Namun, kini di media sosial sedang ramai perbincangan tentang pengenaan pajak terhadap olahraga padel. Tak sedikit warganet menyuarakan pendapat mereka mengenai pengenaan pajak terhadap olahraga ini. Ramainya diskusi ini tidak lepas dari popularitas padel yang terus meningkat, terutama di kota-kota besar seperti Jakarta.
Lalu, bagaimana sebenarnya? Apakah benar olahraga padel dikenakan pajak?
Benar, padel merupakan salah satu olahraga yang dipungut pajak atas penyewaan lapangan olahraganya. Namun, pajak yang dipungut adalah pajak daerah, bukan pajak yang dikelola pemerintah pusat.
Penyewa lapangan padel dikenai Pajak Barang dan Jasa Tertentu (PBJT) sebesar maksimal 10%, yang akan dipungut oleh penyedia jasa dan disetorkan ke kas daerah sesuai Undang-Undang Nomor 1 Tahun 2022 tentang Hubungan Keuangan antara Pemerintah Pusat dan Daerah (UU HKPD). Pemerintah Provinsi DKI Jakarta adalah contoh pemerintah daerah yang telah menetapkan padel sebagai salah satu olahraga yang menjadi objek PBJT atas jasa kesenian dan hiburan. Kebijakan tersebut diatur dalam Keputusan Badan Pendapatan Daerah (Bapenda) DKI Jakarta Nomor 257/2025.
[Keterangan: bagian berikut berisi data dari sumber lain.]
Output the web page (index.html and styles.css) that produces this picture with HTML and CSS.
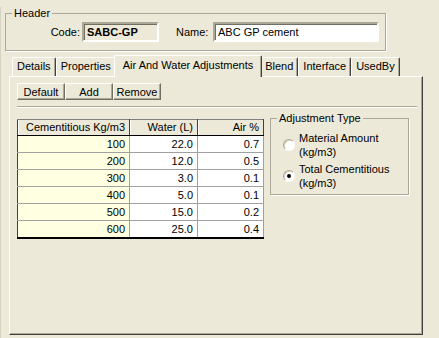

Lalu, apa perbedaan pajak pemerintah daerah dan pajak pemerintah pusat?
Pajak daerah adalah pajak yang dikelola oleh pemerintah daerah (Provinsi dan/atau kabupaten/kota) melalui Badan Pendapatan Daerah (Bapenda) dan menjadi salah satu sumber Pendapatan Asli Daerah (PAD), sedangkan pajak pemerintah pusat adalah pajak yang dikelola oleh Direktorat Jenderal Pajak (DJP) dan masuk ke kas negara. Pemerintah pusat melalui DJP hanya mengelola enam jenis pajak pusat, yaitu:
- Pajak Penghasilan (PPh)
- Pajak Pertambahan Nilai (PPN)
- Pajak Penjualan atas Barang Mewah (PPnBM)
- Bea Meterai;
- Pajak Bumi dan Bangunan Sektor Perkebunan, Perhutanan, Pertambangan, Migas, Minerba (PBB – P5L)
- Pajak Karbon (sedang dalam tahap implementasi)
Sementara itu, pajak daerah terbagi menjadi dua kategori, yaitu pajak daerah yang dipungut oleh pemerintah provinsi dan yang dipungut oleh pemerintah kabupaten/kota. Pajak yang dikelola pemerintah provinsi antara lain:
- Pajak Kendaraan Bermotor (PKB);
- Bea Balik Nama Kendaraan Bermotor (BBNKB) atau Balik Nama;
- Pajak Bahan Bakar Kendaraan Bermotor (PBBKB) saat pembelian BBM;
- Pajak Pengambilan dan Pemanfaatan Air Bawah Tanah;
- Pajak Air Permukaan; dan
- Pajak Rokok.
Selain itu, beberapa contoh pajak daerah yang dikelola oleh pemerintah kabupaten/kota adalah sebagai berikut:
- Pajak Hotel;
- Pajak Restoran;
- Pajak Hiburan;
- Pajak Reklame;
- Pajak Penerangan Jalan;
- Pajak Mineral Bukan Logam dan Batuan;
- Pajak Parkir;
- Pajak Barang dan Jasa Tertentu (PBJT); dan
- Dan pajak-pajak lainnya sesuai Peraturan Daerah terkait.